Subliminal permeation from the radio maybe? I've no idea how.

Ask me to do that from any top 10 list from the mid 80's onwards and I wouldn't have a clue.
 
...but I’m in no doubt there is a lot of truly great stuff lurking on the fringes, which is where it always existed.

There's lots of good stuff out there - just a cursory run through Soundcloud starts to show you how many talented folks are out there making music.

The problem is, with the Interwebs, there's way too much stuff to find / enjoy.
 
Op a sort of a bit of a sweeping statement, really. We pick and choose the good stuff from any era. Last couple of years for me have included Christine and the Queens, Caravan Palace, St Vincent etc.
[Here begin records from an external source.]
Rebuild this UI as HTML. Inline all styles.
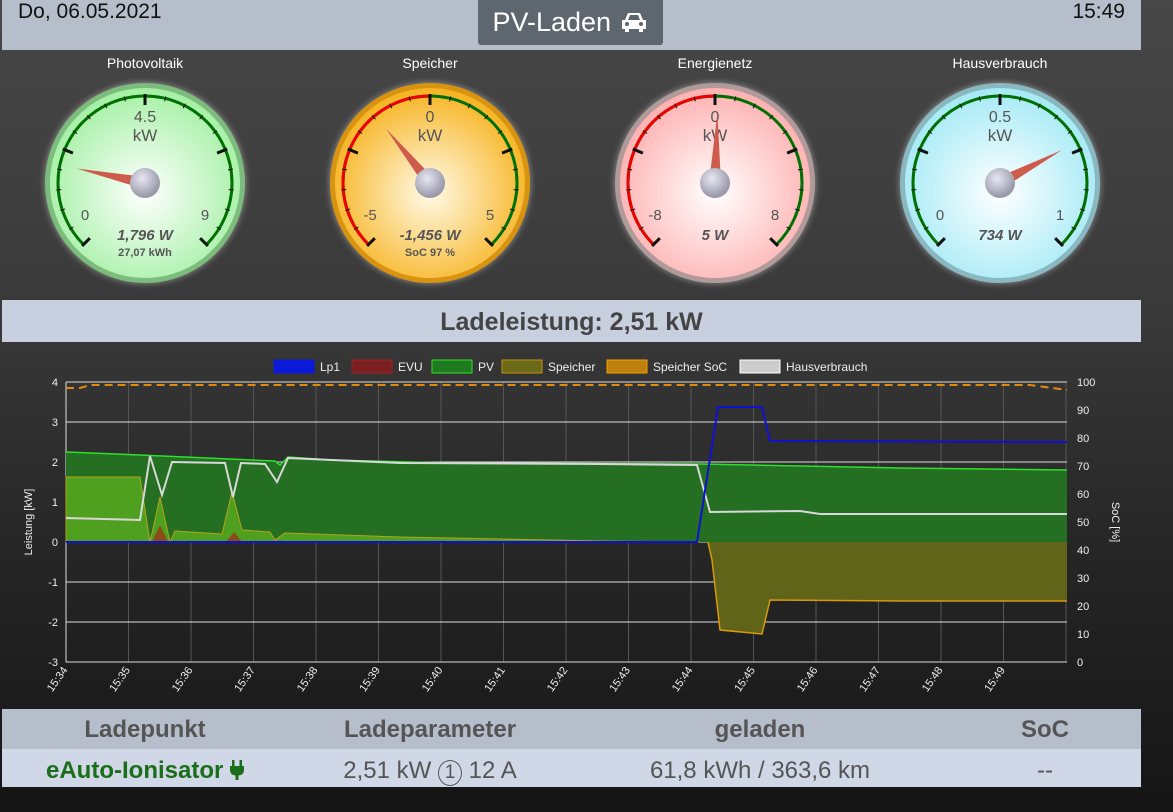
<!DOCTYPE html>
<html><head><meta charset="utf-8"><style>
body{margin:0;width:1173px;height:812px;overflow:hidden;background:linear-gradient(#474747 0px,#3a3a3a 300px,#262626 550px,#151515 812px);font-family:"Liberation Sans",sans-serif;position:relative}
.hdr{position:absolute;left:2px;top:0;width:1139px;height:50px;background:#b6bdcb}
.date{position:absolute;left:16px;top:0;font-size:21px;color:#111}
.time{position:absolute;right:16px;top:0;font-size:21px;color:#111}
.title{position:absolute;left:478px;top:0;width:185px;height:45px;background:#5e6670;border-radius:0 0 3px 3px;color:#fff;font-size:27px;line-height:44px;text-align:center}
.gl{position:absolute;top:55px;width:200px;text-align:center;color:#fff;font-size:14px}
.ll{position:absolute;left:2px;top:300px;width:1139px;height:42px;background:#c8cfde;text-align:center;font-size:25px;font-weight:bold;color:#444;line-height:44px}
.th{position:absolute;left:2px;top:709px;width:1139px;height:40px;background:#b6bdcb}
.tr{position:absolute;left:2px;top:749px;width:1139px;height:38px;background:#d0d7e6}
.c{position:absolute;text-align:center;font-size:24px;color:#555;white-space:nowrap}
</style></head><body>
<div class="hdr"><div class="date">Do, 06.05.2021</div><div class="time">15:49</div></div>
<div class="title">PV-Laden <svg width="30" height="22" viewBox="0 0 30 22" style="vertical-align:-2px"><path d="M6 9 L9 2 H21 L24 9 H27 V18 H24 V21 H20 V18 H10 V21 H6 V18 H3 V9Z" fill="#fff"/><path d="M9 9 L11 4 H19 L21 9Z" fill="#5e6670"/><circle cx="8" cy="13" r="2" fill="#5e6670"/><circle cx="22" cy="13" r="2" fill="#5e6670"/></svg></div>
<div class="gl" style="left:45px">Photovoltaik</div>
<div class="gl" style="left:330px">Speicher</div>
<div class="gl" style="left:615px">Energienetz</div>
<div class="gl" style="left:900px">Hausverbrauch</div>
<svg id="g" width="1173" height="300" style="position:absolute;left:0;top:0"></svg>
<div class="ll">Ladeleistung: 2,51 kW</div>
<svg id="ch" width="1173" height="360" style="position:absolute;left:0;top:345px"></svg>
<div class="th"></div><div class="tr"></div>
<div class="c" style="left:40px;width:210px;top:716px;font-weight:bold">Ladepunkt</div>
<div class="c" style="left:320px;width:220px;top:716px;font-weight:bold">Ladeparameter</div>
<div class="c" style="left:660px;width:200px;top:716px;font-weight:bold">geladen</div>
<div class="c" style="left:980px;width:130px;top:716px;font-weight:bold">SoC</div>
<div class="c" style="left:20px;width:250px;top:757px;font-weight:bold;color:#1a6e1a">eAuto-Ionisator <svg width="14" height="20" viewBox="0 0 14 20" style="vertical-align:-2px"><rect x="2" y="0" width="2.5" height="6" fill="#1a6e1a"/><rect x="9.5" y="0" width="2.5" height="6" fill="#1a6e1a"/><path d="M0 6 H14 V10 Q14 15 8.5 15.5 V20 H5.5 V15.5 Q0 15 0 10Z" fill="#1a6e1a"/></svg></div>
<div class="c" style="left:320px;width:220px;top:757px">2,51 kW <span style="display:inline-block;width:22px;height:24px;border:1px solid #555;border-radius:50%;font-size:19px;line-height:24px">1</span> 12 A</div>
<div class="c" style="left:620px;width:280px;top:757px">61,8 kWh / 363,6 km</div>
<div class="c" style="left:980px;width:130px;top:757px">--</div>
<script>
let g='<defs><filter id="gl" x="-20%" y="-20%" width="140%" height="140%"><feGaussianBlur stdDeviation="3"/></filter>';
const faces=[['#ffffff','#a4f0a4','#7cbc7c'],['#fffbe8','#f7b320','#d89410'],['#ffffff','#ffb0b0','#b09a9a'],['#ffffff','#a4eaf6','#8ab8c0']];
faces.forEach((f,i)=>{g+=`<radialGradient id="f${i}" cx="50%" cy="55%" r="55%"><stop offset="0" stop-color="${f[0]}"/><stop offset="1" stop-color="${f[1]}"/></radialGradient>`});
g+='<radialGradient id="hub" cx="40%" cy="35%" r="60%"><stop offset="0" stop-color="#e8e8f4"/><stop offset="1" stop-color="#9a9aaa"/></radialGradient></defs>';
const G=[{cx:145,lab:['0','4.5','9'],n:-78,r:null,t:'1,796 W',s:'27,07 kWh'},
{cx:430,lab:['-5','0','5'],n:-39,r:[-135,0],t:'-1,456 W',s:'SoC 97 %'},
{cx:715,lab:['-8','0','8'],n:2,r:[-135,0],t:'5 W',s:''},
{cx:1000,lab:['0','0.5','1'],n:62,r:null,t:'734 W',s:''}];
const cy=183;
function P(cx,a,r){let t=(a-90)*Math.PI/180;return [cx+r*Math.cos(t),cy+r*Math.sin(t)]}
function arc(cx,a1,a2,r){let p=P(cx,a1,r),q=P(cx,a2,r);return `M${p[0]} ${p[1]} A${r} ${r} 0 ${a2-a1>180?1:0} 1 ${q[0]} ${q[1]}`}
G.forEach((o,i)=>{let cx=o.cx;
g+=`<circle cx="${cx}" cy="${cy}" r="101" fill="rgba(255,255,255,0.35)" filter="url(#gl)"/>`;
g+=`<circle cx="${cx}" cy="${cy}" r="100" fill="${faces[i][2]}"/><circle cx="${cx}" cy="${cy}" r="95" fill="url(#f${i})"/>`;
g+=`<path d="${arc(cx,-135,135,87)}" fill="none" stroke="#007000" stroke-width="3"/>`;
if(o.r)g+=`<path d="${arc(cx,-135,0,87)}" fill="none" stroke="#ee0000" stroke-width="3"/>`;
for(let k=0;k<=20;k++){let a=-135+k*13.5;let big=k%5==0;let p=P(cx,a,89),q=P(cx,a,big?78:84);g+=`<line x1="${p[0]}" y1="${p[1]}" x2="${q[0]}" y2="${q[1]}" stroke="#111" stroke-width="${big?3:1}"/>`}
g+=`<text x="${cx-60}" y="220" font-size="15" fill="#555" text-anchor="middle">${o.lab[0]}</text><text x="${cx+60}" y="220" font-size="15" fill="#555" text-anchor="middle">${o.lab[2]}</text>`;
g+=`<text x="${cx}" y="122" font-size="16" fill="#555" text-anchor="middle">${o.lab[1]}</text><text x="${cx}" y="141" font-size="17" fill="#555" text-anchor="middle">kW</text>`;
let tip=P(cx,o.n,70),l=P(cx,o.n-90,6),rr=P(cx,o.n+90,6);
g+=`<polygon points="${tip[0]},${tip[1]} ${l[0]},${l[1]} ${rr[0]},${rr[1]}" fill="#cd5c4c"/><circle cx="${cx}" cy="${cy}" r="15" fill="url(#hub)"/>`;
g+=`<text x="${cx}" y="240" font-size="15" font-weight="bold" font-style="italic" fill="#555" text-anchor="middle">${o.t}</text>`;
if(o.s)g+=`<text x="${cx}" y="256" font-size="11" font-weight="bold" fill="#555" text-anchor="middle">${o.s}</text>`;
});
document.getElementById('g').innerHTML=g;
const oy=345;let c='';
const X0=66,X1=1067,Y=v=>542-v*40-oy,xm=m=>66+m*62.5;
for(let m=0;m<=16;m++){let x=xm(m);if(x<=X1)c+=`<line x1="${x}" y1="${382-oy}" x2="${x}" y2="${662-oy}" stroke="#555" stroke-width="1"/>`}
for(let v=-3;v<=4;v++)c+=`<line x1="${X0}" y1="${Y(v)}" x2="${X1}" y2="${Y(v)}" stroke="#ddd" stroke-width="1"/><text x="${X0-8}" y="${Y(v)+4}" font-size="11" fill="#eee" text-anchor="end">${v}</text>`;
c+=`<line x1="${X0}" y1="${382-oy}" x2="${X0}" y2="${662-oy}" stroke="#ddd"/>`;
for(let s=0;s<=100;s+=10)c+=`<text x="1077" y="${662-s*2.8-oy+4}" font-size="11" fill="#eee">${s}</text>`;
const z=Y(0);
const pv=[[66,452],[140,455],[275,461],[280,465],[288,457],[330,460],[450,463],[700,464],[900,468],[1067,470]].map(p=>[p[0],p[1]-oy]);
c+=`<polygon points="66,${z} ${pv.map(p=>p.join(',')).join(' ')} 1067,${z}" fill="#246f22"/><polyline points="${pv.map(p=>p.join(',')).join(' ')}" fill="none" stroke="#2de02d" stroke-width="1.5"/>`;
const sp=[[66,477],[140,477],[150,542],[160,497],[170,542],[175,531],[222,534],[232,492],[242,530],[270,532],[275,540],[285,533],[400,537],[600,541],[700,542]].map(p=>[p[0],p[1]-oy]);
c+=`<polygon points="66,${z} ${sp.map(p=>p.join(',')).join(' ')}" fill="#4fa01f" stroke="#b8a020" stroke-width="1"/>`;
c+=`<polygon points="152,${z} 160,${525-oy} 168,${z}" fill="#8a4a1a"/><polygon points="226,${z} 234,${532-oy} 242,${z}" fill="#8a4a1a"/>`;
const sn=[[708,542],[712,560],[720,630],[762,634],[770,600],[900,601],[1067,601]].map(p=>[p[0],p[1]-oy]);
c+=`<polygon points="${sn.map(p=>p.join(',')).join(' ')} 1067,${z}" fill="#5f6418"/><polyline points="${sn.map(p=>p.join(',')).join(' ')}" fill="none" stroke="#d69a10" stroke-width="1.5"/>`;
const hv=[[66,518],[140,520],[150,456],[162,495],[172,462],[225,463],[233,497],[241,463],[265,464],[277,482],[288,458],[400,463],[600,464],[697,465],[710,512],[800,511],[820,514],[1067,514]].map(p=>[p[0],p[1]-oy]);
c+=`<polyline points="${hv.map(p=>p.join(',')).join(' ')}" fill="none" stroke="#d8d8d8" stroke-width="2"/>`;
c+=`<polyline points="66,${z} 697,${z} 718,${407-oy} 762,${407-oy} 770,${441-oy} 1067,${442-oy}" fill="none" stroke="#1010d0" stroke-width="2"/>`;
c+=`<polyline points="66,${388-oy} 80,${388-oy} 90,${385-oy} 1030,${385-oy} 1067,${390-oy}" fill="none" stroke="#e08a10" stroke-width="2" stroke-dasharray="8,5"/>`;
for(let m=0;m<=15;m++){let x=xm(m);c+=`<text transform="translate(${x+2},${670-oy}) rotate(-55)" font-size="11" fill="#eee" text-anchor="end">15:${34+m}</text>`}
c+=`<text transform="translate(32,${522-oy}) rotate(-90)" font-size="11" fill="#eee" text-anchor="middle">Leistung [kW]</text>`;
c+=`<text transform="translate(1112,${522-oy}) rotate(90)" font-size="11" fill="#eee" text-anchor="middle">SoC [%]</text>`;
const L=[[274,'#0a1ad8','#0a1ad8','Lp1'],[352,'#7a2020','#a02020','EVU'],[432,'#1f7a1f','#2de02d','PV'],[502,'#6a6a18','#c89010','Speicher'],[607,'#c08010','#f0a000','Speicher SoC'],[740,'#ccc','#fff','Hausverbrauch']];
L.forEach(l=>{c+=`<rect x="${l[0]}" y="${360-oy}" width="40" height="13" fill="${l[1]}" stroke="${l[2]}"/><text x="${l[0]+46}" y="${371-oy}" font-size="12" fill="#eee">${l[3]}</text>`});
document.getElementById('ch').innerHTML=c;
</script>
</body></html>
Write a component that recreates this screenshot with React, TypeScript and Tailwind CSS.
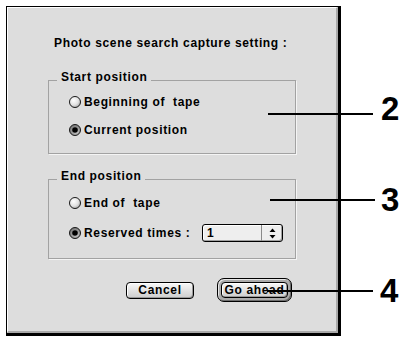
import type { ReactNode } from 'react';

const font = { fontFamily: '"Liberation Sans", Arial, sans-serif' };

function Radio({ checked }: { checked?: boolean }) {
  return (
    <svg width="12" height="12" viewBox="0 0 12 12" className="shrink-0">
      <defs>
        <radialGradient id="radioOff" cx="38%" cy="35%" r="70%">
          <stop offset="0%" stopColor="#ffffff" />
          <stop offset="60%" stopColor="#e2e2e2" />
          <stop offset="100%" stopColor="#a8a8a8" />
        </radialGradient>
        <radialGradient id="radioOn" cx="60%" cy="65%" r="70%">
          <stop offset="0%" stopColor="#cfcfcf" />
          <stop offset="100%" stopColor="#6a6a6a" />
        </radialGradient>
      </defs>
      <circle cx="6" cy="6" r="5.5" fill={checked ? 'url(#radioOn)' : 'url(#radioOff)'} stroke="#1a1a1a" strokeWidth="1" />
      {checked && <circle cx="6" cy="6" r="2.8" fill="#000" />}
    </svg>
  );
}

function Option({ checked, children }: { checked?: boolean; children: ReactNode }) {
  return (
    <div className="flex items-center gap-[3px] ml-[20px] h-[16px]">
      <Radio checked={checked} />
      <span className="leading-[16px]">{children}</span>
    </div>
  );
}

function GroupBox({ title, className, children }: { title: string; className: string; children: ReactNode }) {
  return (
    <div className={`w-[248px] border border-[#a2a2a2] shadow-[1px_1px_0_#f4f4f4] flex flex-col ${className}`}>
      <span className="-mt-[11px] ml-[8px] self-start px-[4px] bg-[#dddddd] leading-[14px]">{title}</span>
      {children}
    </div>
  );
}

function MacButton({ label, className = '' }: { label: string; className?: string }) {
  return (
    <div
      className={`h-[17px] rounded-[4px] border border-black bg-gradient-to-b from-[#f8f8f8] to-[#cdcdcd] shadow-[inset_-1px_-1px_0_#9a9a9a,inset_1px_1px_0_#ffffff] flex items-center justify-center leading-none ${className}`}
    >
      {label}
    </div>
  );
}

export default function App() {
  return (
    <div className="relative w-[406px] h-[337px] bg-white overflow-hidden text-black" style={font}>
      <div className="ml-[6px] mt-[6px] w-[335px] h-[330px] border-l border-t border-r-[3px] border-b-[3px] border-black bg-[#dddddd]">
        <div className="h-full border-l border-t border-r-2 border-b-2 border-l-white border-t-white border-r-[#a9a9a9] border-b-[#a9a9a9] flex flex-col pl-[40px] pt-[27px] text-[12px] font-bold tracking-[0.65px]">
          <div className="ml-[6px] leading-[16px]">Photo scene search capture setting :</div>

          <GroupBox title="Start position" className="mt-[29px] h-[74px]">
            <div className="mt-[10px]">
              <Option>Beginning of&nbsp; tape</Option>
            </div>
            <div className="mt-[12px]">
              <Option checked>Current position</Option>
            </div>
          </GroupBox>

          <GroupBox title="End position" className="mt-[25px] h-[80px]">
            <div className="mt-[12px]">
              <Option>End of&nbsp; tape</Option>
            </div>
            <div className="mt-[13px] flex items-center ml-[20px] h-[18px]">
              <Radio checked />
              <span className="ml-[3px] w-[118px] leading-[16px]">Reserved times :</span>
              <div className="w-[81px] h-[18px] flex border border-black rounded-[3px] bg-[#eeeeee] shadow-[inset_1px_1px_0_#ffffff,inset_-1px_-1px_0_#a0a0a0]">
                <span className="flex-1 pl-[4px] leading-[16px]">1</span>
                <span className="w-[21px] border-l border-[#8a8a8a] flex items-center justify-center">
                  <svg width="7" height="11" viewBox="0 0 7 11">
                    <path d="M3.5 0.5 L6.5 4 H0.5Z" fill="#000" />
                    <path d="M0.5 7 H6.5 L3.5 10.5Z" fill="#000" />
                  </svg>
                </span>
              </div>
            </div>
          </GroupBox>

          <div className="mt-[19px] w-[248px] h-[24px] flex items-center justify-end pr-[4px] gap-[23px]">
            <MacButton label="Cancel" className="w-[68px]" />
            <div className="w-[75px] h-[24px] p-[3px] rounded-[7px] border border-black bg-[#ababab] shadow-[inset_1px_1px_0_#e6e6e6,inset_-1px_-1px_0_#6e6e6e]">
              <MacButton label="Go ahead" className="w-full h-full" />
            </div>
          </div>
        </div>
      </div>

      <div className="absolute left-[268px] top-[113px] w-[105px] h-[2px] bg-black" />
      <div className="absolute left-[381px] top-[93px] text-[33px] font-bold leading-[32px]">2</div>

      <div className="absolute left-[270px] top-[199px] w-[105px] h-[2px] bg-black" />
      <div className="absolute left-[381px] top-[184px] text-[33px] font-bold leading-[32px]">3</div>

      <div className="absolute left-[267px] top-[290px] w-[106px] h-[2px] bg-black" />
      <div className="absolute left-[380px] top-[275px] text-[33px] font-bold leading-[32px]">4</div>
    </div>
  );
}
About 10 years ago the 80’s was getting a right slagging off by the press. Now it’s a golden era. Go figure.
 
I do feel the pull to look back fondly on stuff I heard in my teens though - I’m in my sixties now so the late 1960s would have been ‘my time’, and as an example I love the late Beatles albums but wonder how much of this love is due to my recognition of their music and how much to the age I was at the time. I suspect I’ll never know.
A friend, who’s in his fifties, recently said to me “be honest though; the best music is from the ‘seventies” which kind of supports the theory in the op’s video. Said friend likes music but not to the extent that I do, and as far as I know has only ever attended two concerts, so he’s more like the average person than I.
I guess it should be remembered, though, that we on pfm aren’t average, so the video could be very truthful indeed for many folk out there even if not so much for those here.

Mick
 
By focussing on pop/chart music you can justify your prejudice against some eras. However, there is plenty of good music from every era if you're open to it - sometimes it's pop and sometimes not.

I like melody, rhythm and structure. I imagine each song in a guitar-and-vocal style. Would it be laid bare as repetitive with a mediocre melody and pedestrian rhythm? Most music, some well-regarded, I'd say yes! Clever rock or blues styling doesn't impress me mostly, it's so often used to cover up pedestrian songs.

An album like Regina by Becca Stevens (2017) stands on the shoulders of giants - this is what all musicians of all eras have done - but I reckon these songs would still be quite complex and beautiful in terms of melody, rhythm and structure even broken down to basic guitar-and-vocals. This album cracks my top ten of all time!

On the 2018 pop front I'd say For You performed by Liam Payne and Rita Ora also passes the same test - when I try to break it down it still has to have parts with different paces and cadences. Clever. (A LOT of seemingly banal music is really very good - synths and modern styling can sometimes hide the light under a bushel.)

It's all opinion but hopefully I've expressed mine in less than a 20 minute vlog and without invoking science!